Maybe have a business model or have an approach to building it that are less than trustworthy and we think that that discernment is really really important and so we want to be people who build things that are worthy of human trust and You know open source actually also goes hand-in-hand there when you can when you can open it up It's explainable you can understand what's going on. You can modify it if you so choose We think there's an element of trust there as well that dovetails nicely

bobak (01:40:09.487)
with the privacy piece. So that's open source and privacy. But then there's maybe one more, which is human agency. And this one is sort of a little more nebulous, but no less important.

We've seen from the mobile era that whether it's the physical use of the smartphone or the use of other people in the world around you as fodder for the content engine, not valued in and of themselves, these human beings, not valued for who they are, but valued as inputs to our content and ultimately to the business model of the company that runs the content engine.

That's something that we've also tried to learn from and that's something that's about to just get put on warp speed in this new era of AI, this new era of exponential intelligence. And so we really think that it's important for human agency and nobility, for the nobility of the human being to be centered, to be elevated. That even as we're building intelligent machines, intelligent...

objects that are worn and used in different ways and that's very exciting at the same time the heart of the consideration needs to be human thriving. What does it mean for a human being to be thriving and healthy and happy and whole? You know surely there's multiple elements there. One is a feeling that they're connected with the people around them, that they're able to contribute meaningfully to their community, that they still have recourse together with their neighbors, with their friends, with their colleagues.

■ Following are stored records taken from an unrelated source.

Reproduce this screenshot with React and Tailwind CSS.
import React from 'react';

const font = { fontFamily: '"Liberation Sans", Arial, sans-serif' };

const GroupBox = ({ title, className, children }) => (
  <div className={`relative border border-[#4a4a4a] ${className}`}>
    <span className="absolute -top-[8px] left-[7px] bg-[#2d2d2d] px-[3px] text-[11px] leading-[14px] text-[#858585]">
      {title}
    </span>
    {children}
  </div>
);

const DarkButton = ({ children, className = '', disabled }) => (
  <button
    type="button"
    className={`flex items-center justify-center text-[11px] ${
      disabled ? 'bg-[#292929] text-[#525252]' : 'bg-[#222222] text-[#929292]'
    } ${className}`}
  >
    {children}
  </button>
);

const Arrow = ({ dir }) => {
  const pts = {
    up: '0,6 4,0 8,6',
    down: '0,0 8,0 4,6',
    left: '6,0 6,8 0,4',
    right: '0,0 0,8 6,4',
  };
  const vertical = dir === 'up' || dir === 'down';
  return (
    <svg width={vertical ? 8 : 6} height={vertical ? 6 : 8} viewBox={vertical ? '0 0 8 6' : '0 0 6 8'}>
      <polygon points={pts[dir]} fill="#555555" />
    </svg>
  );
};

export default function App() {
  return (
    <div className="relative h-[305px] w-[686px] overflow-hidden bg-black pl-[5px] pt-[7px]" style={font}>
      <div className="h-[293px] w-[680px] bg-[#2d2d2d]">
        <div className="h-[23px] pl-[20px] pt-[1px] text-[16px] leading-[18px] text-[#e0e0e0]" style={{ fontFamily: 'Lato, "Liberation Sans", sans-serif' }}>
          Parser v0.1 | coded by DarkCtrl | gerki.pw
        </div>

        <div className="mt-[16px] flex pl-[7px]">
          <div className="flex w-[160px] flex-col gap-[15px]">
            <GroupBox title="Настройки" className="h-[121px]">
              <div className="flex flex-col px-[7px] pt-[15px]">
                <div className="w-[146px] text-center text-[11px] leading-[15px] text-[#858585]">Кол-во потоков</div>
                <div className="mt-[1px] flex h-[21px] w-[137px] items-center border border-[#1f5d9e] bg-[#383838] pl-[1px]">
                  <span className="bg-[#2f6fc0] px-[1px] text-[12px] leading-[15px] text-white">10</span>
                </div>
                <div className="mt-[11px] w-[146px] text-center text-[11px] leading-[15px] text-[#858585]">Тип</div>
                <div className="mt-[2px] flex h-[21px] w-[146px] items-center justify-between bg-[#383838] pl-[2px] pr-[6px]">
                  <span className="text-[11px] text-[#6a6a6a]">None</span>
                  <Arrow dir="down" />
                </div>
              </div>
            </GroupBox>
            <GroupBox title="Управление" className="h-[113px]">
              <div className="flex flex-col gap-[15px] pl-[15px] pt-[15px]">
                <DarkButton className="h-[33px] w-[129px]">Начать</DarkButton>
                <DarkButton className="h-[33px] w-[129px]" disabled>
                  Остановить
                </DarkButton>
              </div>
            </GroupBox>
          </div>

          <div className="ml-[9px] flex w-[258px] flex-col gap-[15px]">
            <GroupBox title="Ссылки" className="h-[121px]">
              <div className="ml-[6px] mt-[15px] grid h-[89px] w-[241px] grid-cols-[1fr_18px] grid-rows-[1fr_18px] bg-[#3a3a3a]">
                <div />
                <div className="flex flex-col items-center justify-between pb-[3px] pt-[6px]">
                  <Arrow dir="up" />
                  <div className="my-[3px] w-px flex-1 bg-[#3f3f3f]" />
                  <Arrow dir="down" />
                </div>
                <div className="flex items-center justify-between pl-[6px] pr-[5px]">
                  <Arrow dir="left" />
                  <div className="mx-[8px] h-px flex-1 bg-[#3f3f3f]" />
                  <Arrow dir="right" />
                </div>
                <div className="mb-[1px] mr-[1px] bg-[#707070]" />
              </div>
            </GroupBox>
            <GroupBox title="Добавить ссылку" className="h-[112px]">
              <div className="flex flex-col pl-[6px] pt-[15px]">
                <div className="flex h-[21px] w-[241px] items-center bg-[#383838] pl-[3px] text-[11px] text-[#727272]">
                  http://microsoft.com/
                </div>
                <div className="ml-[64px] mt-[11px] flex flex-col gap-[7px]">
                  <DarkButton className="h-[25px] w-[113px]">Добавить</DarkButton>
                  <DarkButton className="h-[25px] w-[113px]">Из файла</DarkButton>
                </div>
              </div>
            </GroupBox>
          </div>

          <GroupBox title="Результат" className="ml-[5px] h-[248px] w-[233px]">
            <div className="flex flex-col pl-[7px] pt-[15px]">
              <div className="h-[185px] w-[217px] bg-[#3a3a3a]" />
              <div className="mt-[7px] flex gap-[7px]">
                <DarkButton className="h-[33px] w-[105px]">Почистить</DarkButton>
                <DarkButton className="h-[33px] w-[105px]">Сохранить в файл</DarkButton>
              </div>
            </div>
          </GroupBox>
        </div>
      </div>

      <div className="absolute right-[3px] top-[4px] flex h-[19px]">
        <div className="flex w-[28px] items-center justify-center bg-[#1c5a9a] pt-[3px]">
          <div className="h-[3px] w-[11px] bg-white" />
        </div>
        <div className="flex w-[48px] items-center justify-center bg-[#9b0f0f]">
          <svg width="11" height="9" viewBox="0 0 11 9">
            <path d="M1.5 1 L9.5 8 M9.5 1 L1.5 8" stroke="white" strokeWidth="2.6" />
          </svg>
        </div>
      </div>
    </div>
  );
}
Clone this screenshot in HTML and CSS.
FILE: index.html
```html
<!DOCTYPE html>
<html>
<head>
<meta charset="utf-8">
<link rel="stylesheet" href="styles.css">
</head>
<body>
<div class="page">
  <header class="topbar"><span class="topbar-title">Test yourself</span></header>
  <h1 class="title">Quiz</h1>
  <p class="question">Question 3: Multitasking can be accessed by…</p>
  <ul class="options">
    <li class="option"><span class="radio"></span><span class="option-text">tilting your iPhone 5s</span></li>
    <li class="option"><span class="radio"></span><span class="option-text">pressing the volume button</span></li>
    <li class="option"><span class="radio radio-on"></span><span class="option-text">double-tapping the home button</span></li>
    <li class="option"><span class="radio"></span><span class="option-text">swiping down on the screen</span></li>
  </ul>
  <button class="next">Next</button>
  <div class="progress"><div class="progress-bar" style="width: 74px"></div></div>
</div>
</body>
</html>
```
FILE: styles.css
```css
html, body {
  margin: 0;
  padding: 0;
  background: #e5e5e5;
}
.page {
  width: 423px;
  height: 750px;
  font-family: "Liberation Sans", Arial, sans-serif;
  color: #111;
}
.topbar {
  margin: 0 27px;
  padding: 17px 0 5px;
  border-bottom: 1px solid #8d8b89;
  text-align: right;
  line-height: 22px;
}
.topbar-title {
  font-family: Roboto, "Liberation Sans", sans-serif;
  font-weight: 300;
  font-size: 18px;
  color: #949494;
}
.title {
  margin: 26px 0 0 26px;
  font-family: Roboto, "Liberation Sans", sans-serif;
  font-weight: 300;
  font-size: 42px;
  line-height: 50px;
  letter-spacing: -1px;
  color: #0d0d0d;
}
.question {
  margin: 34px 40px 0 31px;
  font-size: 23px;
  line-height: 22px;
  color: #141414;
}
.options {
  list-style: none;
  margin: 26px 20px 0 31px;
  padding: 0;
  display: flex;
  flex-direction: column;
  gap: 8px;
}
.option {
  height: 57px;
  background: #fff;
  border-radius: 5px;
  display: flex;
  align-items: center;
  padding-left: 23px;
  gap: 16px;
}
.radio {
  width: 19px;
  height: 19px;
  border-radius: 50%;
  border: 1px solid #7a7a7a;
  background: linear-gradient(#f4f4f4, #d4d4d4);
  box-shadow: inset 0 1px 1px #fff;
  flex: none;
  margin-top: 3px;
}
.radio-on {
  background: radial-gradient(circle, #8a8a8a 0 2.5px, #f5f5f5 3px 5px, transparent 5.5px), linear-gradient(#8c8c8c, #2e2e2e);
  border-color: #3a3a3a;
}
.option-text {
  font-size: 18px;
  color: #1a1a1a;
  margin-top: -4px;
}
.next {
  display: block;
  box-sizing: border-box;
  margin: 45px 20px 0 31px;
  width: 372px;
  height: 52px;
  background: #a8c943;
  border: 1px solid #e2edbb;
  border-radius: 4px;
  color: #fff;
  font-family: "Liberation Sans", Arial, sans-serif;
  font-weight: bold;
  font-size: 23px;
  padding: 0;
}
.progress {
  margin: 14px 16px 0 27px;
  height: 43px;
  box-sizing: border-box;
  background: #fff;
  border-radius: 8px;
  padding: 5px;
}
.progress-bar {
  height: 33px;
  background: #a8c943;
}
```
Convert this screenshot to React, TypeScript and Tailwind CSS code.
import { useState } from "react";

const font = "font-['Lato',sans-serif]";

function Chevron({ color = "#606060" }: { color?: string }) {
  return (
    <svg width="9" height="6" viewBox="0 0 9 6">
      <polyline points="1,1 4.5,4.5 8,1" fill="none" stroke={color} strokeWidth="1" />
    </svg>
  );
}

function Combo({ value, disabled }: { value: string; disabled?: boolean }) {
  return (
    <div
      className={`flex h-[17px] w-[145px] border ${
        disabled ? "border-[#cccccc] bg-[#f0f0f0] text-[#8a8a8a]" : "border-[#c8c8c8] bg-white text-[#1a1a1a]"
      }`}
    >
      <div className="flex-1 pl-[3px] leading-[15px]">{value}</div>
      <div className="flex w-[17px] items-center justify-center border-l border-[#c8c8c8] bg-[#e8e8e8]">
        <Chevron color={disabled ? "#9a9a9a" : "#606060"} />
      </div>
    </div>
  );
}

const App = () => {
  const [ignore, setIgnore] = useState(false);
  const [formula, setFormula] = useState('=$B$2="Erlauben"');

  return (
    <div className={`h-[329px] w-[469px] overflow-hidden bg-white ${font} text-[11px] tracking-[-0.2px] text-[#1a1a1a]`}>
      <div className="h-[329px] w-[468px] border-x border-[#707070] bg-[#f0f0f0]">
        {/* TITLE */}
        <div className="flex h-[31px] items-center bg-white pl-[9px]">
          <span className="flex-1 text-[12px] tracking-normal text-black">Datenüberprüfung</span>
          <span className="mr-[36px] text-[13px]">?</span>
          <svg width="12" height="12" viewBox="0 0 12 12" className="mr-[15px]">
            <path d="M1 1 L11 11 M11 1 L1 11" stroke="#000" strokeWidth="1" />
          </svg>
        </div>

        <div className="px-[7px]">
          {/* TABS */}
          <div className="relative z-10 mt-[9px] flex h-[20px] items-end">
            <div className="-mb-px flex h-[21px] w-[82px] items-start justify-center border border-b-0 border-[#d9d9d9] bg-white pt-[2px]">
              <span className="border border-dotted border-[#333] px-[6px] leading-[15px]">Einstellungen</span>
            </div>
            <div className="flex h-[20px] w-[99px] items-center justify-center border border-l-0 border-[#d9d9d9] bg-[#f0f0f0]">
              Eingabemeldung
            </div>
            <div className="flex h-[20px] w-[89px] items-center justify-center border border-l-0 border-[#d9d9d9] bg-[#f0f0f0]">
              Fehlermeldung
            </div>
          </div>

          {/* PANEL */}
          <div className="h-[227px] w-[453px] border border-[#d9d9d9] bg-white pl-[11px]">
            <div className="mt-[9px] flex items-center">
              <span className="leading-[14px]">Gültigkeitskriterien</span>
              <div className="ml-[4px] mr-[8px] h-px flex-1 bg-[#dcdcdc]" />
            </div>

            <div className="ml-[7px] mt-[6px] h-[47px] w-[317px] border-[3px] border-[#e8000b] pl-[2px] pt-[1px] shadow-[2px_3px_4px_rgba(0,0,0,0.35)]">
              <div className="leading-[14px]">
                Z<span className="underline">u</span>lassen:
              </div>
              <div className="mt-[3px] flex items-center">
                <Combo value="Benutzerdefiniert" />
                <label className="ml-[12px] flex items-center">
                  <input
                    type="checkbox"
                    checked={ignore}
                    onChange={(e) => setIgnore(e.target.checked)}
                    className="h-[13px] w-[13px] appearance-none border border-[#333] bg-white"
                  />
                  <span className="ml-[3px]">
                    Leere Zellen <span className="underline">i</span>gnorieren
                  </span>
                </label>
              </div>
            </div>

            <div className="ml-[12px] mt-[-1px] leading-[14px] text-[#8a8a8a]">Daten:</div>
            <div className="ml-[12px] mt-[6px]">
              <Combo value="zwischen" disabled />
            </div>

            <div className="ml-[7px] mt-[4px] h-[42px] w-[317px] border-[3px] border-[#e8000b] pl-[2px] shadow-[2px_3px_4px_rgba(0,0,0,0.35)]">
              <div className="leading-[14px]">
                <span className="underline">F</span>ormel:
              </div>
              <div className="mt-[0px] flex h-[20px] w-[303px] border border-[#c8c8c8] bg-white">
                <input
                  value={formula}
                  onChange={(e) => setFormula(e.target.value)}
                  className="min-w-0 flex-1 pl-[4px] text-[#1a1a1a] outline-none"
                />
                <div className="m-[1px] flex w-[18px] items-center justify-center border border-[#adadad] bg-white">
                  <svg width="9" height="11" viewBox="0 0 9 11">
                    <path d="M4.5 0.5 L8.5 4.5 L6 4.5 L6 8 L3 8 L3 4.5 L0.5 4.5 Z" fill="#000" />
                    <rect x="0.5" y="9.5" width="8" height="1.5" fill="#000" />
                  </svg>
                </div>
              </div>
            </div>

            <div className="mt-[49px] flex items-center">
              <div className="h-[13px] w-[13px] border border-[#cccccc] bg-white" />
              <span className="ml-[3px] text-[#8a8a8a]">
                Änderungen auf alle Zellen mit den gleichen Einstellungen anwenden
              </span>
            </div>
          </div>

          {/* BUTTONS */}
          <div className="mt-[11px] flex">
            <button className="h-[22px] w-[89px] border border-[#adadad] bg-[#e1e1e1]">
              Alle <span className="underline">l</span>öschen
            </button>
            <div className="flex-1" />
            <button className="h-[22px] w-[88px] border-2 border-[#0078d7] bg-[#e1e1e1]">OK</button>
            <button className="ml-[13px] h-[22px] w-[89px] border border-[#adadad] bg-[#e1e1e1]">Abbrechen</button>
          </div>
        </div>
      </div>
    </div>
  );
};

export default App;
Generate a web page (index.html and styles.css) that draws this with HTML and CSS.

to advance their society together. And indeed, there's powerful research on this coming out of MIT and other places, people's ability to feel a sense of contribution and impact on the advancement of their community and their nation. So we think that that shouldn't be outsourced or stripped away from them, even as these technologies become increasingly capable. And maybe sort of another element of this, of course, that the human always feels like they are in the driver's seat.

bobak (01:42:21.977)
whether it is over your data or whether it is over the user experience and what the intelligent machine is doing with your data and how you're being networked to other people, we think it's important for the human to always feel that they're in the driver's seat of that experience. so, know, undoubtedly there's more layers to the onion that we can unpack on this, but those are a few of the principles that we think are going to be really important and that we're trying to talk

Jason Hiner (01:42:53.496)
fascinating stuff, really interested and impressed by the work that you've done and excited for you and Brilliant Labs team on your next product, Halo. So yeah, best of luck.

bobak (01:43:09.037)
Thank you so much, Jason. Great to be with you.